[start of Data lines]
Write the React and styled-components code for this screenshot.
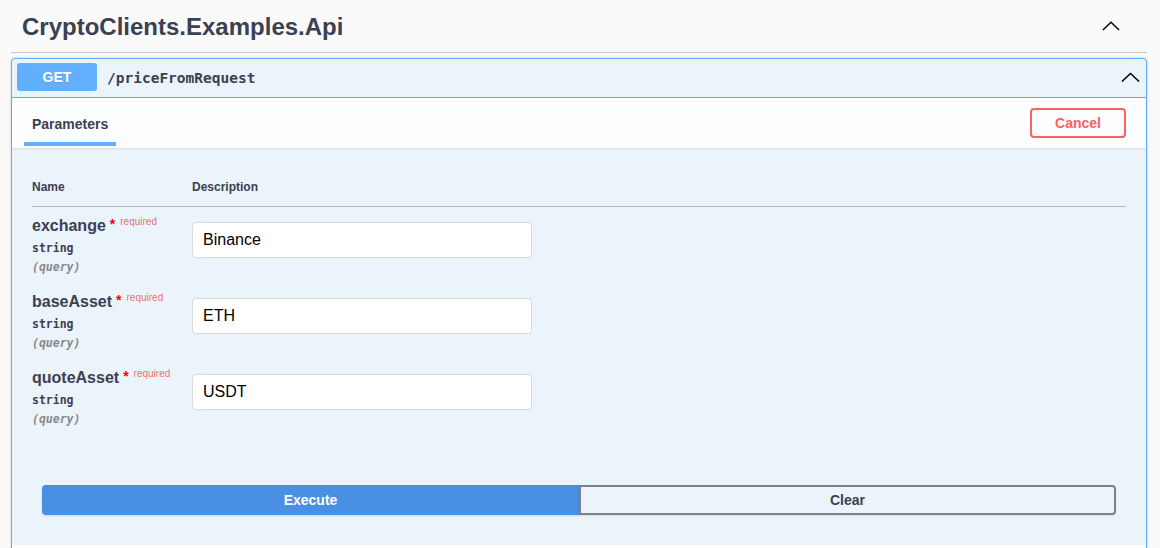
import React from 'react';
import styled, { createGlobalStyle } from 'styled-components';

const GlobalStyle = createGlobalStyle`
  body {
    margin: 0;
    background: #fafafa;
    font-family: "Liberation Sans", Arial, sans-serif;
    color: #3b4151;
    overflow: hidden;
  }
`;

const Wrapper = styled.div`
  padding: 0 13px 0 11px;
`;

const TagHeader = styled.div`
  display: flex;
  align-items: center;
  justify-content: space-between;
  height: 53px;
  padding: 0 27px 0 11px;
  border-bottom: 1px solid #c8c9cd;
  box-sizing: border-box;
  margin-bottom: 5px;
`;

const Title = styled.h3`
  margin: 0;
  font-size: 24px;
  font-weight: 700;
  color: #3b4151;
  padding-top: 2px;
`;

const Chevron = ({ size = 18 }) => (
  <svg width={size} height={size * 0.55} viewBox="0 0 20 11" fill="none">
    <polyline points="1,10 10,1.5 19,10" stroke="#000" strokeWidth="1.6" />
  </svg>
);

const Opblock = styled.div`
  border: 1px solid #61affe;
  border-radius: 4px;
  background: #ebf3fb;
  box-shadow: 0 0 3px rgba(0, 0, 0, 0.19);
`;

const Summary = styled.div`
  display: flex;
  align-items: center;
  padding: 4px 6px 6px 5px;
  border-bottom: 1px solid #61affe;
`;

const Method = styled.span`
  display: inline-flex;
  align-items: center;
  justify-content: center;
  width: 80px;
  height: 28px;
  border-radius: 3px;
  background: #61affe;
  color: #fff;
  font-size: 14px;
  font-weight: 700;
  text-shadow: 0 1px 0 rgba(0, 0, 0, 0.1);
`;

const Path = styled.span`
  flex: 1;
  padding: 1px 0 0 10px;
  font-family: "DejaVu Sans Mono", monospace;
  font-size: 14.5px;
  font-weight: 700;
  color: #3b4151;
`;

const SectionHeader = styled.div`
  display: flex;
  align-items: center;
  justify-content: space-between;
  height: 50px;
  padding: 0 20px 0 12px;
  background: rgba(255, 255, 255, 0.8);
  box-shadow: 0 1px 2px rgba(0, 0, 0, 0.1);
`;

const Tab = styled.div`
  align-self: stretch;
  display: flex;
  align-items: center;
  padding: 2px 8px 0;
  font-size: 14px;
  font-weight: 700;
  position: relative;
  &::after {
    content: '';
    position: absolute;
    left: 0;
    right: 0;
    bottom: 2px;
    height: 4px;
    background: #61affe;
  }
`;

const CancelButton = styled.button`
  width: 96px;
  height: 30px;
  border: 2px solid #ff6060;
  border-radius: 4px;
  background: transparent;
  color: #ff6060;
  font-family: "Liberation Sans", Arial, sans-serif;
  font-size: 14px;
  font-weight: 700;
`;

const Params = styled.div`
  padding: 30px 20px 0;
`;

const ParamGrid = styled.div`
  display: grid;
  grid-template-columns: 160px 1fr;
`;

const HeadCell = styled.div`
  font-size: 12px;
  font-weight: 700;
  padding: 2px 0 12px;
  border-bottom: 1px solid rgba(59, 65, 81, 0.3);
`;

const NameCell = styled.div`
  padding-top: 10px;
  height: 76px;
  box-sizing: border-box;
`;

const ParamName = styled.div`
  font-size: 16px;
  font-weight: 700;
  line-height: 18px;
`;

const Star = styled.span`
  color: red;
  font-size: 14px;
  margin-left: 4px;
  position: relative;
  top: -2px;
`;

const Required = styled.span`
  color: rgba(255, 0, 0, 0.6);
  font-size: 10px;
  font-weight: 400;
  margin-left: 5px;
  position: relative;
  top: -6px;
`;

const ParamType = styled.div`
  font-family: "DejaVu Sans Mono", monospace;
  font-size: 11.5px;
  font-weight: 600;
  margin-top: 2px;
  line-height: 18px;
`;

const ParamIn = styled(ParamType)`
  margin-top: 1px;
  color: #8a8a8a;
  font-style: italic;
`;

const InputCell = styled.div`
  padding-top: 15px;
`;

const Input = styled.input`
  width: 340px;
  height: 36px;
  box-sizing: border-box;
  padding: 0 10px;
  border: 1px solid #d9d9d9;
  border-radius: 4px;
  background: #fff;
  font-family: "Liberation Sans", Arial, sans-serif;
  font-size: 16px;
  color: #000;
`;

const ExecuteWrapper = styled.div`
  display: flex;
  padding: 50px 30px 30px;
`;

const ActionButton = styled.button`
  flex: 1;
  height: 30px;
  font-family: "Liberation Sans", Arial, sans-serif;
  font-size: 14px;
  font-weight: 700;
  box-shadow: 0 1px 2px rgba(0, 0, 0, 0.1);
  ${p =>
    p.primary
      ? `
    background: #4990e2;
    color: #fff;
    border: 2px solid #4990e2;
    border-radius: 4px 0 0 4px;
  `
      : `
    background: transparent;
    color: #3b4151;
    border: 2px solid #808080;
    border-radius: 0 4px 4px 0;
  `}
`;

const params = [
  { name: 'exchange', value: 'Binance' },
  { name: 'baseAsset', value: 'ETH' },
  { name: 'quoteAsset', value: 'USDT' },
];

const App = () => (
  <Wrapper>
    <GlobalStyle />
    <TagHeader>
      <Title>CryptoClients.Examples.Api</Title>
      <Chevron size={18} />
    </TagHeader>
    <Opblock>
      <Summary>
        <Method>GET</Method>
        <Path>/priceFromRequest</Path>
        <Chevron size={19} />
      </Summary>
      <SectionHeader>
        <Tab>Parameters</Tab>
        <CancelButton>Cancel</CancelButton>
      </SectionHeader>
      <Params>
        <ParamGrid>
          <HeadCell>Name</HeadCell>
          <HeadCell>Description</HeadCell>
          {params.map(p => (
            <React.Fragment key={p.name}>
              <NameCell>
                <ParamName>
                  {p.name}
                  <Star>*</Star>
                  <Required>required</Required>
                </ParamName>
                <ParamType>string</ParamType>
                <ParamIn>(query)</ParamIn>
              </NameCell>
              <InputCell>
                <Input defaultValue={p.value} />
              </InputCell>
            </React.Fragment>
          ))}
        </ParamGrid>
      </Params>
      <ExecuteWrapper>
        <ActionButton primary>Execute</ActionButton>
        <ActionButton>Clear</ActionButton>
      </ExecuteWrapper>
      <SectionHeader />
    </Opblock>
  </Wrapper>
);

export default App;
[end of Data lines]
Written task: List each line in the listing that contains the string "components".

Solved exercise:
Write the React and styled-components code for this screenshot.
import styled, { createGlobalStyle } from 'styled-components';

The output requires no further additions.